▶ _INSTRUCTIONS FOR THE TASK_
Copy each line containing the word "this" from the records that follow, please.

▶ _DATASET ENTRIES_

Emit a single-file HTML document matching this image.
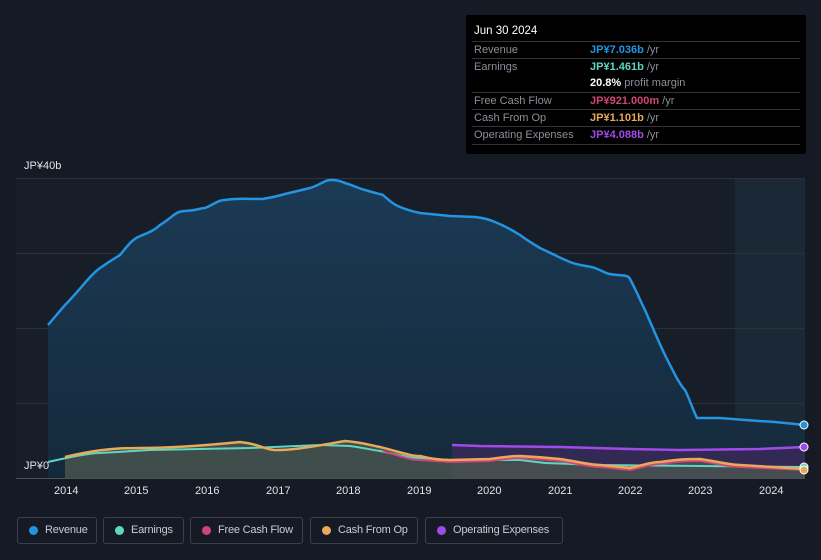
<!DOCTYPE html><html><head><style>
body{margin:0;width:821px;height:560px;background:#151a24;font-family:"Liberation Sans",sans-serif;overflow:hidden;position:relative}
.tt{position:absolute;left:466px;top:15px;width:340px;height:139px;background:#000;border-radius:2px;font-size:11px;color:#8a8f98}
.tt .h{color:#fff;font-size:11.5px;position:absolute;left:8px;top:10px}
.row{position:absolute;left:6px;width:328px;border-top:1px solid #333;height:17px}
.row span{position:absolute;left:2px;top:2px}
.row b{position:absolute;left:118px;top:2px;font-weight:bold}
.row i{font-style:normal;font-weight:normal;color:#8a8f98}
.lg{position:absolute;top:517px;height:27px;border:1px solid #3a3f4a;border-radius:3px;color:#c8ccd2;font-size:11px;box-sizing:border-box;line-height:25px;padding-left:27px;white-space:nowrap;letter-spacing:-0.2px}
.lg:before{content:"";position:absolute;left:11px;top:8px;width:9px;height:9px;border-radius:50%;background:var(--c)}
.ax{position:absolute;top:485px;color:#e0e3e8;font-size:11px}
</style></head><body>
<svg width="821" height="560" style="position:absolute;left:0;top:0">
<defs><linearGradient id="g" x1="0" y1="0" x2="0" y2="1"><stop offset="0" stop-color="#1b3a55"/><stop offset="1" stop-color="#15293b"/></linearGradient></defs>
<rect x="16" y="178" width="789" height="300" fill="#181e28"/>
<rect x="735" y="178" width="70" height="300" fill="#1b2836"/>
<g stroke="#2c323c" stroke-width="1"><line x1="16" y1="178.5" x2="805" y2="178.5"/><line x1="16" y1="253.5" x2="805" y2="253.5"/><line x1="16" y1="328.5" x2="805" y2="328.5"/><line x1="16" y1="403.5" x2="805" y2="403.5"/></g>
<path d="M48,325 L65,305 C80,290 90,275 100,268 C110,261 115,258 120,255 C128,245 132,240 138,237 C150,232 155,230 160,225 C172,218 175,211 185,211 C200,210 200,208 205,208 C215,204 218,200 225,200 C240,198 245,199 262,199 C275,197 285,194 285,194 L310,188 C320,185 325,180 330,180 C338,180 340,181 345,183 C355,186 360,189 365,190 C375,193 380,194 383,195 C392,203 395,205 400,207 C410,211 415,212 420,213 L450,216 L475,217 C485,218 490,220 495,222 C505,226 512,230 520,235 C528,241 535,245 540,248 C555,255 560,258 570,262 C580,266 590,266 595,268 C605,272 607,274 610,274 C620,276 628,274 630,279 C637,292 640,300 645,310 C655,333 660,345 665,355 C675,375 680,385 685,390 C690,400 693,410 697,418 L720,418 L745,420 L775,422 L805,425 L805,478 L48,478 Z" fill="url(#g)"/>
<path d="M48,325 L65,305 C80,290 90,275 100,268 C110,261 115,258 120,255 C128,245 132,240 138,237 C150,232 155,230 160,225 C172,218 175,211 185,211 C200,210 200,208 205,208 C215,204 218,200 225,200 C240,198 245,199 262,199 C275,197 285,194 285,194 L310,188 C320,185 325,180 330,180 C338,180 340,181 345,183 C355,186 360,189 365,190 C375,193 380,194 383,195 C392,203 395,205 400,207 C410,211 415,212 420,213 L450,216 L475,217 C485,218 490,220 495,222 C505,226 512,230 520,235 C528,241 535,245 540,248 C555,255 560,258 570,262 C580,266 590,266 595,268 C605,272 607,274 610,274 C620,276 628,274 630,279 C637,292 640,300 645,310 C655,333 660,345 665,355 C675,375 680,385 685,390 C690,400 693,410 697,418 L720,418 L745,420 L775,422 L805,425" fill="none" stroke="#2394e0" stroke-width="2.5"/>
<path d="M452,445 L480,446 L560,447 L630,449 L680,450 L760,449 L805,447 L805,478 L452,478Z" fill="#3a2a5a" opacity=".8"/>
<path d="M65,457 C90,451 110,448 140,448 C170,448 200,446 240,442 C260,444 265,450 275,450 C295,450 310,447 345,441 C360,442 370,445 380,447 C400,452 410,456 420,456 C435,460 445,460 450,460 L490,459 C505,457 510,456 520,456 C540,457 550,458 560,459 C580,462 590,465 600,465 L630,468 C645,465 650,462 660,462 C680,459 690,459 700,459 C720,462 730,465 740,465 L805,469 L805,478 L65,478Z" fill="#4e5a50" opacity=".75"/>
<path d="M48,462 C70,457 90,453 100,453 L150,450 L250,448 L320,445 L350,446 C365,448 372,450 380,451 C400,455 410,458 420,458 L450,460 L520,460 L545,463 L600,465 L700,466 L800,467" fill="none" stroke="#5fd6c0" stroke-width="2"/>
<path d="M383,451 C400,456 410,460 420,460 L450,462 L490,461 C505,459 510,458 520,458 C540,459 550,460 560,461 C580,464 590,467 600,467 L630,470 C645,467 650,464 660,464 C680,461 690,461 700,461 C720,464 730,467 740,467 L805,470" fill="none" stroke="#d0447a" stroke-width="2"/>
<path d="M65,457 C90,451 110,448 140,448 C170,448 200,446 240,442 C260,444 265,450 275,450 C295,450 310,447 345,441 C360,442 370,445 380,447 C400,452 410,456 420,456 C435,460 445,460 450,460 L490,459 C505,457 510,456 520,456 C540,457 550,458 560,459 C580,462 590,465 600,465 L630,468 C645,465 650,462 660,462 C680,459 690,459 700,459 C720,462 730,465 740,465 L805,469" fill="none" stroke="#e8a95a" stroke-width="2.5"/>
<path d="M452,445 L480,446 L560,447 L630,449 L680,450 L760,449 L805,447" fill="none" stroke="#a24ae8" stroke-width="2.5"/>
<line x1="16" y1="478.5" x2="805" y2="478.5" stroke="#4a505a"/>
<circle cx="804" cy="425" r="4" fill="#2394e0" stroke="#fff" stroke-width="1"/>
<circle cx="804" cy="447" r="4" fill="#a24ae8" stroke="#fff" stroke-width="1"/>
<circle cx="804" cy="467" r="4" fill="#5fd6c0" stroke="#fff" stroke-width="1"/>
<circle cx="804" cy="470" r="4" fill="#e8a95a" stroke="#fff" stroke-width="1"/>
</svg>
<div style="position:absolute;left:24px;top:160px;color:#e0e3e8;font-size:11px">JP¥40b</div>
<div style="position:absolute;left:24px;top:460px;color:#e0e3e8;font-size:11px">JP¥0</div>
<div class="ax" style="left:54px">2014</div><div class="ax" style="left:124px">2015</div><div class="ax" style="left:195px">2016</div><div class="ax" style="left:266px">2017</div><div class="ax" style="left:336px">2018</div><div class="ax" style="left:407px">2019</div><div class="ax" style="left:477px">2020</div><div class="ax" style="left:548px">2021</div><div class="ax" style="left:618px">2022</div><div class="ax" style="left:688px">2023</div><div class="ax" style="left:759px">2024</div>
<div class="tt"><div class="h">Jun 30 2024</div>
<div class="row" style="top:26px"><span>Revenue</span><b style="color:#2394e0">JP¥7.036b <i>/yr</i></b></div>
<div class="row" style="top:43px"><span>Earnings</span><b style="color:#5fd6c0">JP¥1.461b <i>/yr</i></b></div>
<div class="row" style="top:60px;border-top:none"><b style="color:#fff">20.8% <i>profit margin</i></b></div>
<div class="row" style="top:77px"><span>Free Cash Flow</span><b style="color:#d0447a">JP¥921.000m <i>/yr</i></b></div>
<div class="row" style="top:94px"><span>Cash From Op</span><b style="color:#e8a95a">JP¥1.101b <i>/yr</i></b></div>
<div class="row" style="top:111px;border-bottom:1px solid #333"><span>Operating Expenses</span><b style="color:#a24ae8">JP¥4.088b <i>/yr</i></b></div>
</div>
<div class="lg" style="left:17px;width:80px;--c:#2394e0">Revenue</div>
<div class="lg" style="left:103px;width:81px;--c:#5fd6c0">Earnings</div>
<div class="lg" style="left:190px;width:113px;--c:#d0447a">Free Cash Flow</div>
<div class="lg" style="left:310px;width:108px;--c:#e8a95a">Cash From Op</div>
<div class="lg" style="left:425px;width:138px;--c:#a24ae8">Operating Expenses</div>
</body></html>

--

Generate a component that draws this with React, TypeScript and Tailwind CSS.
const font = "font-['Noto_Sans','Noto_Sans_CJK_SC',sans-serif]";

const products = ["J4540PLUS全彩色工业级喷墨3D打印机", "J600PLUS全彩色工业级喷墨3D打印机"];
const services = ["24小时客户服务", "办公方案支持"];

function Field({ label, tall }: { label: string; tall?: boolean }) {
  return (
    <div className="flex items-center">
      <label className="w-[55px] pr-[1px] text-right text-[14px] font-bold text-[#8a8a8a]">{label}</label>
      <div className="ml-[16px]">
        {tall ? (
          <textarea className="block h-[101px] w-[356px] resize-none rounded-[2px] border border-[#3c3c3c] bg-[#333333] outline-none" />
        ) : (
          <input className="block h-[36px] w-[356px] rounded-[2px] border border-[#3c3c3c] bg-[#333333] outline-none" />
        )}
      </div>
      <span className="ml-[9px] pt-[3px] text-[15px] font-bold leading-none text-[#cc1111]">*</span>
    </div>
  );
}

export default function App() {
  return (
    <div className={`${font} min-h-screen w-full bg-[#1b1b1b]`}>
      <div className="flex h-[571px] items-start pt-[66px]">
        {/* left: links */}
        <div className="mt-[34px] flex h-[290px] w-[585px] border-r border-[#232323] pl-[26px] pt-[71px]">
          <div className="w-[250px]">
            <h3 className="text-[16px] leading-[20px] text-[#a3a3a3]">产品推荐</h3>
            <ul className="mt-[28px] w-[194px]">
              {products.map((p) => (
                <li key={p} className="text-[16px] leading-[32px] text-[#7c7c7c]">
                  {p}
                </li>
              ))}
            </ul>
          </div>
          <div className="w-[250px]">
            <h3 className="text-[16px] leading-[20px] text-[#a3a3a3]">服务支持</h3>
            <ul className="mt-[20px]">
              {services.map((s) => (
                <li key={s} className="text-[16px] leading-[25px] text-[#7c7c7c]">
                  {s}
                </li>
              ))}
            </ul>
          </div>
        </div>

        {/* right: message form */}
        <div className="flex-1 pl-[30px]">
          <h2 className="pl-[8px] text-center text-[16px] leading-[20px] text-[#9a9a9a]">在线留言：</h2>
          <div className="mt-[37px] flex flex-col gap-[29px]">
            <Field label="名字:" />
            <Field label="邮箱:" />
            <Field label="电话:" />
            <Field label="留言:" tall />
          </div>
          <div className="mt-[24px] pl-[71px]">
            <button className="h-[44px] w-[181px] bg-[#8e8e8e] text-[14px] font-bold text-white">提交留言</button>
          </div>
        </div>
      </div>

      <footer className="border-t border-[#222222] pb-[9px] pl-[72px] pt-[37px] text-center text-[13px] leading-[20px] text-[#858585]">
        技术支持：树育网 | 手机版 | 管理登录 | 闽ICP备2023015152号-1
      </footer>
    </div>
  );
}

---

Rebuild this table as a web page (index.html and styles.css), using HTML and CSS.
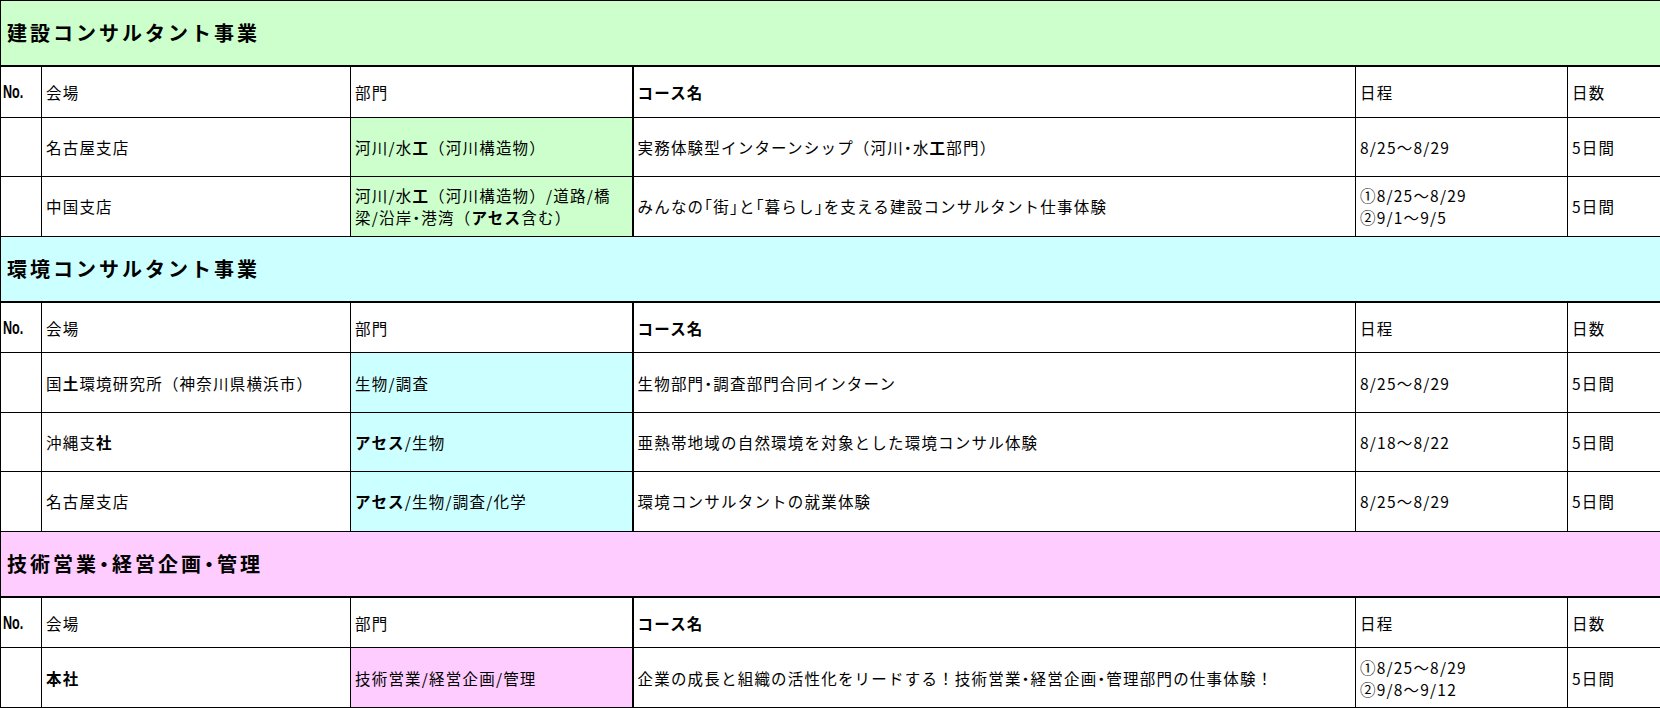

▶ _RESPONSE BELOW_
Emit a single-file HTML document matching this image.
Generate a component that draws this with React, TypeScript and Tailwind CSS.
Rebuild this table as a web page (index.html and styles.css), using HTML and CSS.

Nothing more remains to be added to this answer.